Joyent offers up its take on Hadoop as a service

Cloud computing provider Joyent has entered the Hadoop era with a new offering, although it’s likely just an appetizer for a much bigger data array of data services over the next year.

Offering a Hadoop service is pretty much part and parcel of being a cloud provider at this point. By rolling out its own offering, Joyent joins the ranks of Amazon Web Services, Microsoft, GoGrid, IBM and, soon enough, Rackspace. Joyent’s Hadoop service is based on the Hortonworks Data Platform (as are the Microsoft and Rackspace offerings) and — according to Joyent — runs three times faster than some other cloud-based Hadoop services.

Structure Europe 2012 Jason Hoffman of Joyent

Jason Hoffman at Structure Europe 2012 (Credit: JULIADEBOER PHOTOGRAPHY http://www.juliadeboer.com)

This is so, according to Joyent CTO Jason Hoffman, in part because Joyent’s cloud architecture is highly persistent (i.e., storage and compute are co-located and non-ephemeral), which means Joyent can bring the MapReduce processors to the data.
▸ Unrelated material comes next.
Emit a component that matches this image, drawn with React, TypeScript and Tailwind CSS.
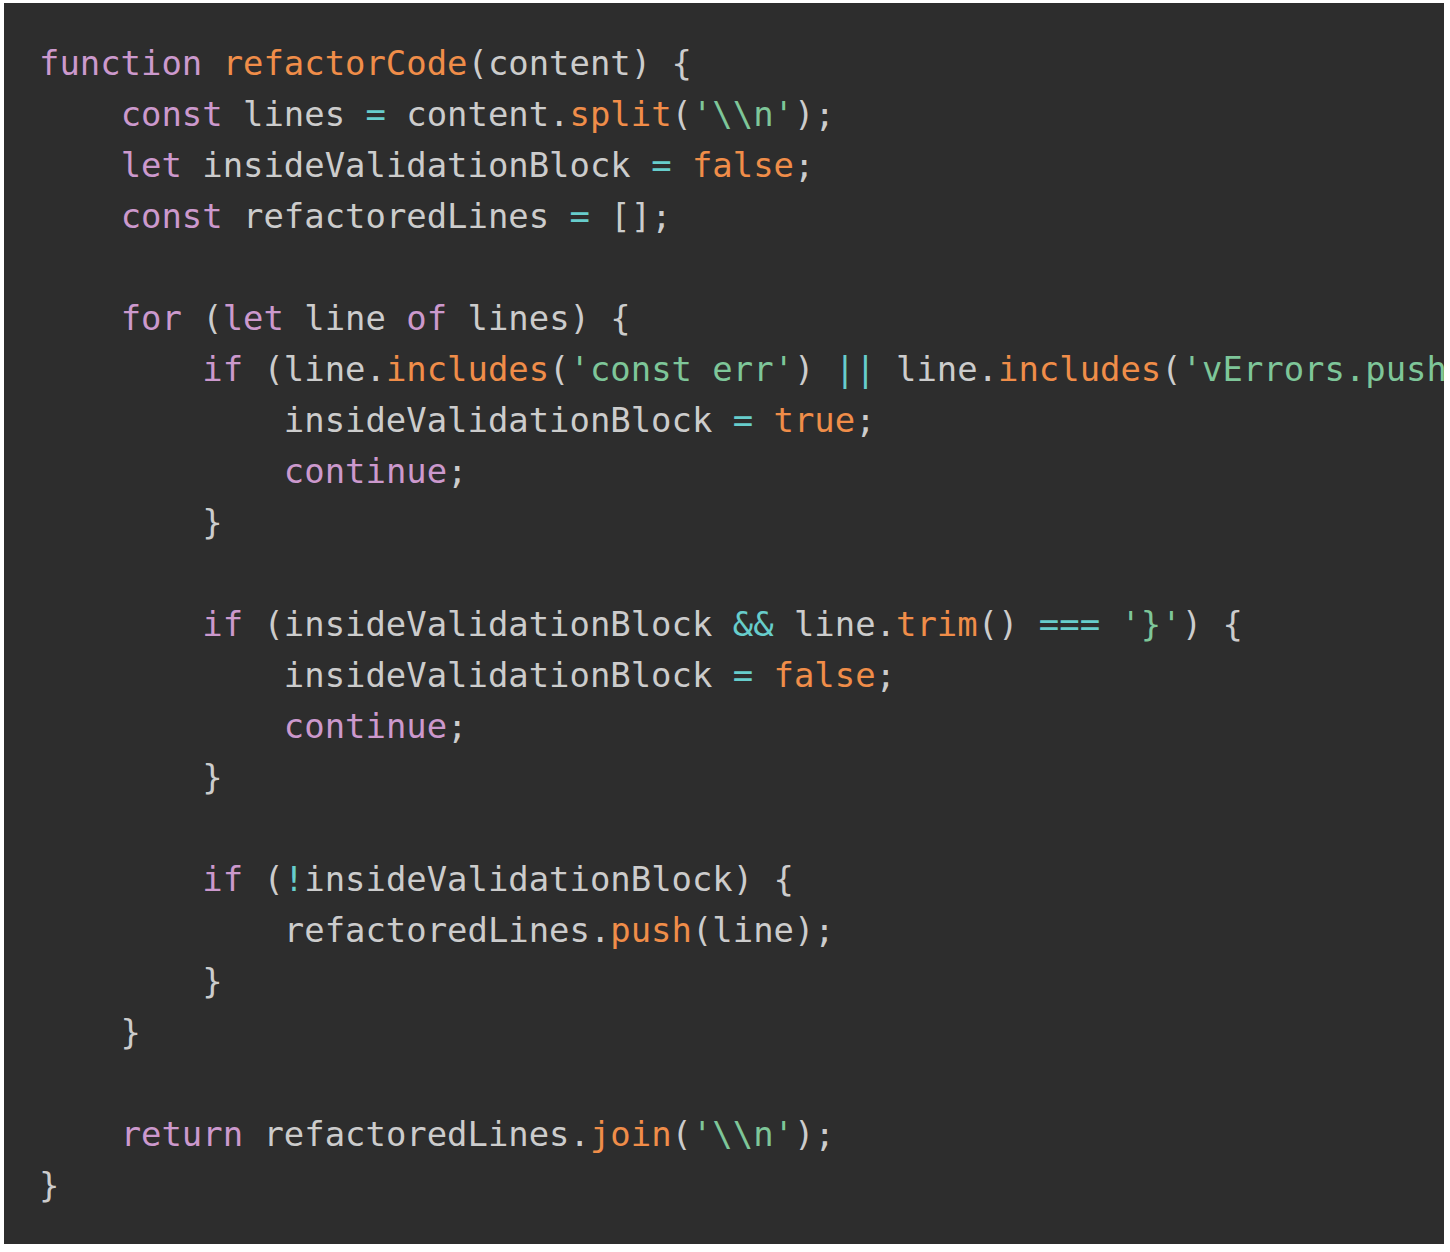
type Tok = [string, string];

const K = "text-[#cc99cd]";
const F = "text-[#f08d49]";
const S = "text-[#7ec699]";
const O = "text-[#67cdcc]";
const P = "text-[#cccccc]";

const lines: Tok[][] = [
  [[K, "function"], [P, " "], [F, "refactorCode"], [P, "(content) {"]],
  [[P, "    "], [K, "const"], [P, " lines "], [O, "="], [P, " content."], [F, "split"], [P, "("], [S, "'\\\\n'"], [P, ");"]],
  [[P, "    "], [K, "let"], [P, " insideValidationBlock "], [O, "="], [P, " "], [F, "false"], [P, ";"]],
  [[P, "    "], [K, "const"], [P, " refactoredLines "], [O, "="], [P, " [];"]],
  [],
  [[P, "    "], [K, "for"], [P, " ("], [K, "let"], [P, " line "], [K, "of"], [P, " lines) {"]],
  [[P, "        "], [K, "if"], [P, " (line."], [F, "includes"], [P, "("], [S, "'const err'"], [P, ") "], [O, "||"], [P, " line."], [F, "includes"], [P, "("], [S, "'vErrors.push'"], [P, ")) {"]],
  [[P, "            insideValidationBlock "], [O, "="], [P, " "], [F, "true"], [P, ";"]],
  [[P, "            "], [K, "continue"], [P, ";"]],
  [[P, "        }"]],
  [],
  [[P, "        "], [K, "if"], [P, " (insideValidationBlock "], [O, "&&"], [P, " line."], [F, "trim"], [P, "() "], [O, "==="], [P, " "], [S, "'}'"], [P, ") {"]],
  [[P, "            insideValidationBlock "], [O, "="], [P, " "], [F, "false"], [P, ";"]],
  [[P, "            "], [K, "continue"], [P, ";"]],
  [[P, "        }"]],
  [],
  [[P, "        "], [K, "if"], [P, " ("], [O, "!"], [P, "insideValidationBlock) {"]],
  [[P, "            refactoredLines."], [F, "push"], [P, "(line);"]],
  [[P, "        }"]],
  [[P, "    }"]],
  [],
  [[P, "    "], [K, "return"], [P, " refactoredLines."], [F, "join"], [P, "("], [S, "'\\\\n'"], [P, ");"]],
  [[P, "}"]],
];

export default function App() {
  return (
    <div className="w-[1450px] h-[1252px] bg-white pt-[3px] pl-[4px]">
      <pre
        className="w-[1440px] h-[1241px] bg-[#2d2d2d] overflow-hidden pl-[35px] pt-[35px] text-[33.9px] leading-[51px] text-[#cccccc]"
        style={{ fontFamily: '"DejaVu Sans Mono", monospace' }}
      >
        {lines.map((ln, i) => (
          <div key={i} className="h-[51px] whitespace-pre">
            {ln.map(([c, t], j) => (
              <span key={j} className={c}>
                {t}
              </span>
            ))}
          </div>
        ))}
      </pre>
    </div>
  );
}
In other cloud environments, data — potentially lots of it in the case of Hadoop jobs — might have to traverse a network in order to reach the Hadoop processors, running into variable performance and issues along the way.

However, while Joyent’s high-performance architecture certainly attracts a higher class of customer (Telefonica is among its early Hadoop users and Hoffman said deployments well into the hundreds of nodes aren’t uncommon), Hoffman said the accompanying higher price means Joyent misses out on a lot of the individual and startup users that have helped drive AWS’s popularity.
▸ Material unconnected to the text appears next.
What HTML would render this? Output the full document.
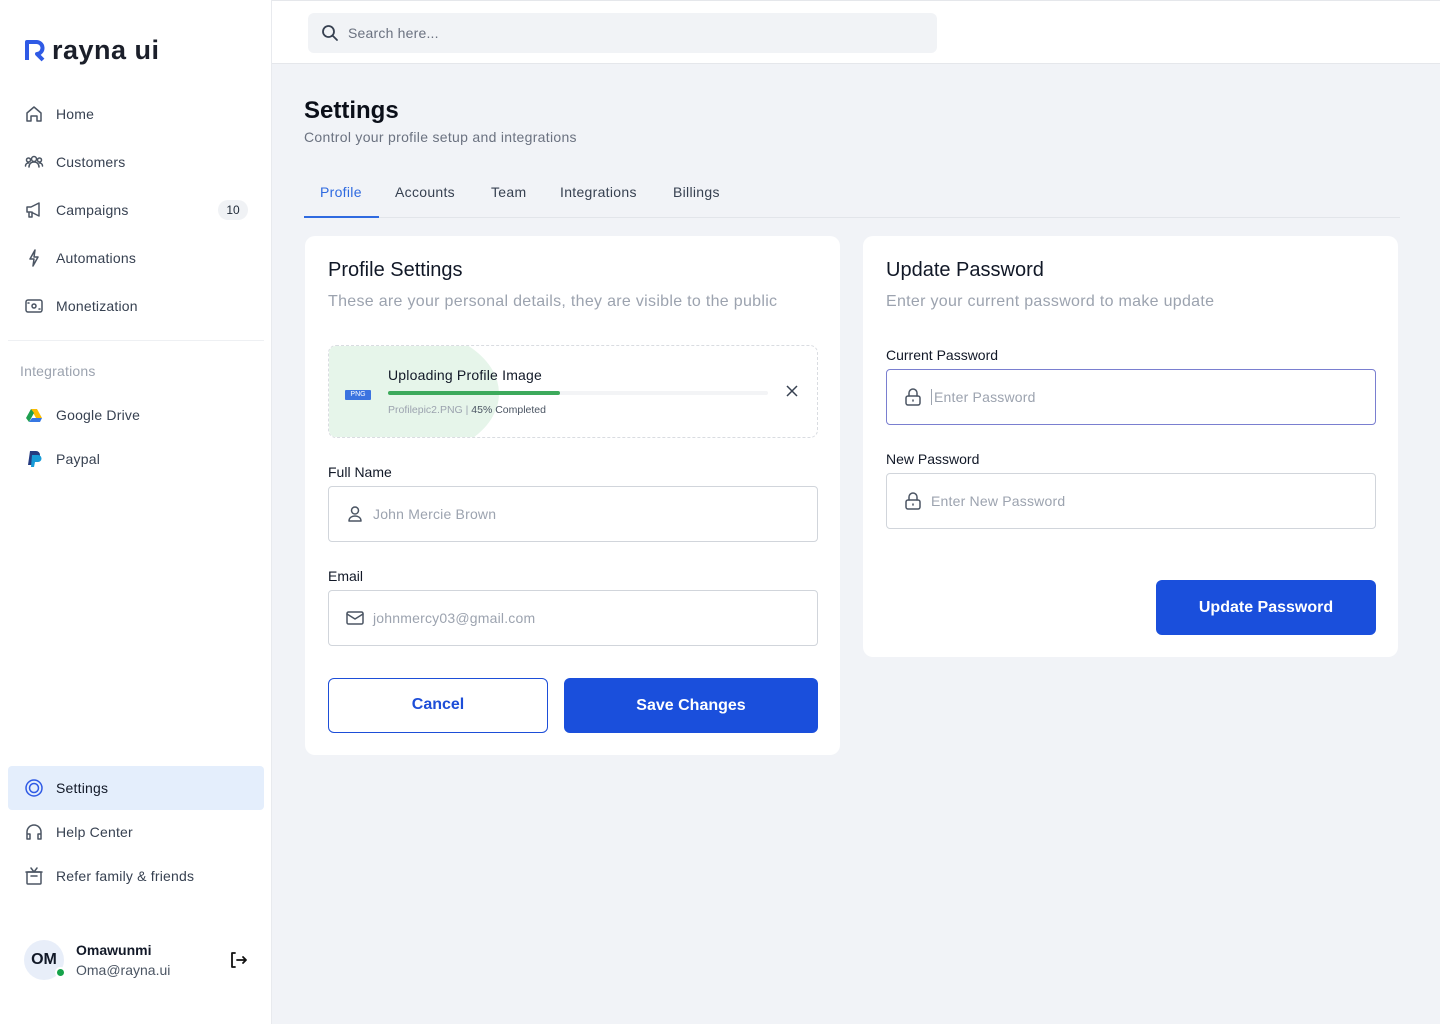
<!DOCTYPE html>
<html><head><meta charset="utf-8"><style>
*{box-sizing:border-box;margin:0;padding:0}
body{width:1440px;height:1024px;font-family:"Liberation Sans",sans-serif;background:#f1f3f7;position:relative;overflow:hidden;color:#1f2937}
.abs{position:absolute}
.side{left:0;top:0;width:272px;height:1024px;background:#fff;border-right:1px solid #e8eaee}
.nav{position:absolute;left:24px;display:flex;align-items:center;font-size:14px;color:#374151;letter-spacing:0.2px}
.nav svg{width:20px;height:20px;margin-right:12px;fill:none;stroke:#4b5563;stroke-width:1.5;stroke-linecap:round;stroke-linejoin:round}
.header{left:272px;top:0;width:1168px;height:64px;background:#fff;border-bottom:1px solid #e5e7eb;border-top:1px solid #e5e7eb}
.card{background:#fff;border-radius:10px}
.lbl{font-size:14px;color:#111827}
.inp{border:1px solid #d1d5db;border-radius:4px;height:56px;display:flex;align-items:center;padding-left:16px;font-size:14px;color:#9ca3af;letter-spacing:0.2px}
.inp svg{width:20px;height:20px;margin-right:8px;fill:none;stroke:#4b5563;stroke-width:1.5;stroke-linecap:round;stroke-linejoin:round}
.h2{font-size:20px;color:#111827;font-weight:500}
.sub{font-size:16px;color:#9ca3af;letter-spacing:0.3px}
.tab{position:absolute;top:184px;font-size:14px;color:#374151;letter-spacing:0.3px}
</style></head><body>
<div class="abs side">
  <div class="abs" style="left:24px;top:36px;display:flex;align-items:center">
    <svg width="22" height="24" viewBox="0 0 22 24"><path d="M3 22V4h9a6 6 0 0 1 1 12l6 6" fill="none" stroke="#2f5ae5" stroke-width="4" stroke-linejoin="round"/></svg>
    <span style="font-size:27px;color:#1b1f2a;margin-left:6px;letter-spacing:0.5px;line-height:28px;font-weight:bold;-webkit-text-stroke:0px">rayna ui</span>
  </div>
  <div class="nav" style="top:104px"><svg viewBox="0 0 20 20"><path d="M3 9l7-6 7 6v8h-4v-5H7v5H3z"/></svg>Home</div>
  <div class="nav" style="top:152px"><svg viewBox="0 0 20 20"><circle cx="10" cy="7" r="2.5"/><circle cx="4.5" cy="8" r="2"/><circle cx="15.5" cy="8" r="2"/><path d="M5 15c0-3 2-5 5-5s5 2 5 5M1.5 14c0-2 1.3-3 3-3M18.5 14c0-2-1.3-3-3-3"/></svg>Customers</div>
  <div class="nav" style="top:200px"><svg viewBox="0 0 20 20"><path d="M3 7h4l8-4v13l-8-4H3zM5 12v5h3v-5"/></svg>Campaigns</div>
  <div class="abs" style="left:218px;top:200px;width:30px;height:20px;border-radius:10px;background:#f0f2f5;font-size:12px;text-align:center;line-height:20px;color:#1f2937">10</div>
  <div class="nav" style="top:248px"><svg viewBox="0 0 20 20"><path d="M11 2L6 11h4l-1 7 5-9h-4z"/></svg>Automations</div>
  <div class="nav" style="top:296px"><svg viewBox="0 0 20 20"><rect x="2" y="4" width="16" height="12" rx="2"/><circle cx="10" cy="10" r="2"/><path d="M4 7h1M15 13h1"/></svg>Monetization</div>
  <div class="abs" style="left:8px;top:340px;width:256px;border-top:1px solid #eef0f3"></div>
  <div class="abs" style="left:20px;top:363px;font-size:14px;color:#9ca3af;letter-spacing:0.2px">Integrations</div>
  <div class="nav" style="top:405px"><svg viewBox="0 0 20 20" style="stroke:none"><path d="M7 4h6l5 9h-6z" fill="#fbbc04"/><path d="M7 4l-5 9 3 4 5-9z" fill="#1e9f4f"/><path d="M5 17h11l2-4H8z" fill="#3777e3"/></svg>Google Drive</div>
  <div class="nav" style="top:449px"><svg viewBox="0 0 20 20" style="stroke:none"><path d="M6 2h6a4 4 0 0 1 0 8H9l-1 6H4z" fill="#253b80"/><path d="M8 6h6a3.5 3.5 0 0 1 0 7h-3l-1 5H7z" fill="#179bd7"/></svg>Paypal</div>
  <div class="abs" style="left:8px;top:766px;width:256px;height:44px;background:#e4eefc;border-radius:4px"></div>
  <div class="nav" style="top:778px;color:#111827"><svg viewBox="0 0 20 20" style="stroke:#2f5ae5"><circle cx="10" cy="10" r="8"/><circle cx="10" cy="10" r="4.5"/></svg>Settings</div>
  <div class="nav" style="top:822px"><svg viewBox="0 0 20 20"><path d="M3 14v-4a7 7 0 0 1 14 0v4M3 12h3v5H3zM14 12h3v5h-3z"/></svg>Help Center</div>
  <div class="nav" style="top:866px"><svg viewBox="0 0 20 20"><rect x="3" y="6" width="14" height="12" rx="1"/><path d="M2 6h16M7 10h6M7 2l3 4 3-4"/></svg>Refer family &amp; friends</div>
  <div class="abs" style="left:24px;top:940px;width:40px;height:40px;border-radius:50%;background:#e8eef9;font-size:16px;font-weight:bold;text-align:center;line-height:40px;color:#111827">OM</div>
  <div class="abs" style="left:55px;top:967px;width:11px;height:11px;border-radius:50%;background:#16a34a;border:2px solid #fff"></div>
  <div class="abs" style="left:76px;top:942px;font-size:14px;font-weight:bold;color:#111827">Omawunmi</div>
  <div class="abs" style="left:76px;top:962px;font-size:14px;color:#4b5563">Oma@rayna.ui</div>
  <svg class="abs" style="left:228px;top:950px" width="20" height="20" viewBox="0 0 20 20" fill="none" stroke="#111" stroke-width="1.8" stroke-linecap="round" stroke-linejoin="round"><path d="M7 3H4v14h3M9 10h9M15 7l3 3-3 3"/></svg>
</div>
<div class="abs header">
  <div class="abs" style="left:36px;top:12px;width:629px;height:40px;background:#f1f3f6;border-radius:6px;display:flex;align-items:center;padding-left:12px;font-size:14px;color:#6b7280">
    <svg width="20" height="20" viewBox="0 0 20 20" fill="none" stroke="#374151" stroke-width="1.8" stroke-linecap="round"><circle cx="8.5" cy="8.5" r="5.5"/><path d="M13 13l4 4"/></svg>
    <span style="margin-left:8px;letter-spacing:0.2px">Search here...</span></div>
</div>
<div class="abs" style="left:304px;top:97px;font-size:24px;font-weight:bold;color:#0b0f19">Settings</div>
<div class="abs" style="left:304px;top:129px;font-size:14px;color:#6b7280;letter-spacing:0.3px">Control your profile setup and integrations</div>
<div class="tab" style="left:320px;color:#2f6ae0">Profile</div>
<div class="tab" style="left:395px">Accounts</div>
<div class="tab" style="left:491px">Team</div>
<div class="tab" style="left:560px">Integrations</div>
<div class="tab" style="left:673px">Billings</div>
<div class="abs" style="left:304px;top:217px;width:1096px;border-top:1px solid #e2e5ea"></div>
<div class="abs" style="left:304px;top:216px;width:75px;height:2px;background:#2f6ae0"></div>

<div class="abs card" style="left:305px;top:236px;width:535px;height:519px">
  <div class="abs h2" style="left:23px;top:23px">Profile Settings</div>
  <div class="abs sub" style="left:23px;top:57px">These are your personal details, they are visible to the public</div>
  <div class="abs" style="left:23px;top:109px;width:490px;height:93px;border:1px dashed #d9dce1;border-radius:8px;overflow:hidden">
    <div class="abs" style="left:-40px;top:-20px;width:210px;height:135px;border-radius:0 50% 50% 0/0 50% 50% 0;background:#e6f5ea"></div>
    <div class="abs" style="left:16px;top:44px;width:26px;height:10px;background:#3b73e0;color:#fff;font-size:7px;text-align:center;line-height:10px;border-radius:1px">PNG</div>
    <div class="abs" style="left:59px;top:21px;font-size:14px;color:#111827;letter-spacing:0.2px">Uploading Profile Image</div>
    <div class="abs" style="left:59px;top:45px;width:380px;height:4px;background:#f3f4f6;border-radius:2px"></div>
    <div class="abs" style="left:59px;top:45px;width:172px;height:4px;background:#3daa5c;border-radius:2px"></div>
    <div class="abs" style="left:59px;top:58px;font-size:10.5px;color:#9ca3af">Profilepic2.PNG <span style="color:#9ca3af">|</span> <span style="color:#4b5563">45% Completed</span></div>
    <svg class="abs" style="left:456px;top:38px" width="14" height="14" viewBox="0 0 14 14" stroke="#374151" stroke-width="1.5"><path d="M2 2l10 10M12 2L2 12"/></svg>
  </div>
  <div class="abs lbl" style="left:23px;top:228px">Full Name</div>
  <div class="abs inp" style="left:23px;top:250px;width:490px"><svg viewBox="0 0 20 20"><circle cx="10" cy="6.5" r="3.5"/><path d="M4 17c0-3.5 3-5 6-5s6 1.5 6 5z"/></svg>John Mercie Brown</div>
  <div class="abs lbl" style="left:23px;top:332px">Email</div>
  <div class="abs inp" style="left:23px;top:354px;width:490px"><svg viewBox="0 0 20 20"><rect x="2" y="4" width="16" height="12" rx="1.5"/><path d="M2 6l8 5 8-5"/></svg>johnmercy03@gmail.com</div>
  <div class="abs" style="left:23px;top:442px;width:220px;height:55px;border:1.5px solid #1d4ed8;border-radius:6px;text-align:center;line-height:52px;font-size:16px;color:#1d4ed8;font-weight:bold">Cancel</div>
  <div class="abs" style="left:259px;top:442px;width:254px;height:55px;background:#1a4fdc;border-radius:6px;text-align:center;line-height:55px;font-size:16px;color:#fff;font-weight:bold">Save Changes</div>
</div>

<div class="abs card" style="left:863px;top:236px;width:535px;height:421px">
  <div class="abs h2" style="left:23px;top:23px">Update Password</div>
  <div class="abs sub" style="left:23px;top:57px">Enter your current password to make update</div>
  <div class="abs lbl" style="left:23px;top:111px">Current Password</div>
  <div class="abs inp" style="left:23px;top:133px;width:490px;border-color:#7a7fd0"><svg viewBox="0 0 20 20"><rect x="3" y="9" width="14" height="9" rx="2"/><path d="M6 9V6a4 4 0 0 1 8 0v3M10 13v1"/></svg><span style="border-left:1px solid #9ca3af;padding-left:2px">Enter Password</span></div>
  <div class="abs lbl" style="left:23px;top:215px">New Password</div>
  <div class="abs inp" style="left:23px;top:237px;width:490px"><svg viewBox="0 0 20 20"><rect x="3" y="9" width="14" height="9" rx="2"/><path d="M6 9V6a4 4 0 0 1 8 0v3M10 13v1"/></svg>Enter New Password</div>
  <div class="abs" style="left:293px;top:344px;width:220px;height:55px;background:#1a4fdc;border-radius:6px;text-align:center;line-height:55px;font-size:16px;color:#fff;font-weight:bold">Update Password</div>
</div>
</body></html>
AWS, for what it’s worth, might take issue with this classification. Its significant lead in the number of users on its cloud platform isn’t attributable entirely to low costs and spendthrift startups. Netflix is one notable user, and the company claims a large number of enterprise users for both its computing and big-data-focused services.

Still, there’s plenty of business in Joyent’s high-end world. Hoffman said the company’s private-cloud software business is doing very well and the Hadoop offering will ship as software, too. Customers that have servers in data centers where Joyent also has locations, such as the SuperNAP facility in Las Vegas, can deploy hybrid Hadoop environments without having to worry about data ever having to travel across the internet or even a dedicated cross-country connection.

Joyent's Haddop architecture

Joyent’s Haddop architecture

But Joyent does see a lot of opportunity to win a broader range of customers now that it’s officially in the big data space. Hadoop is just the starting point, Hoffman said, and the company will release more offerings to support transactional workloads, real-time processing and other things that Hadoop is not presently designed to do. New technologies mean new options for customers — Telefonica, for example, is trying to productize its own mountains of data and sell it as a service to retailers (something Sprint is trying to do, as well).

“I wholeheartedly believe it’s going to be those types of unique usages with data that will drive enterprise adoption,” Hoffman said. “The whole point of computers is to do things with data.”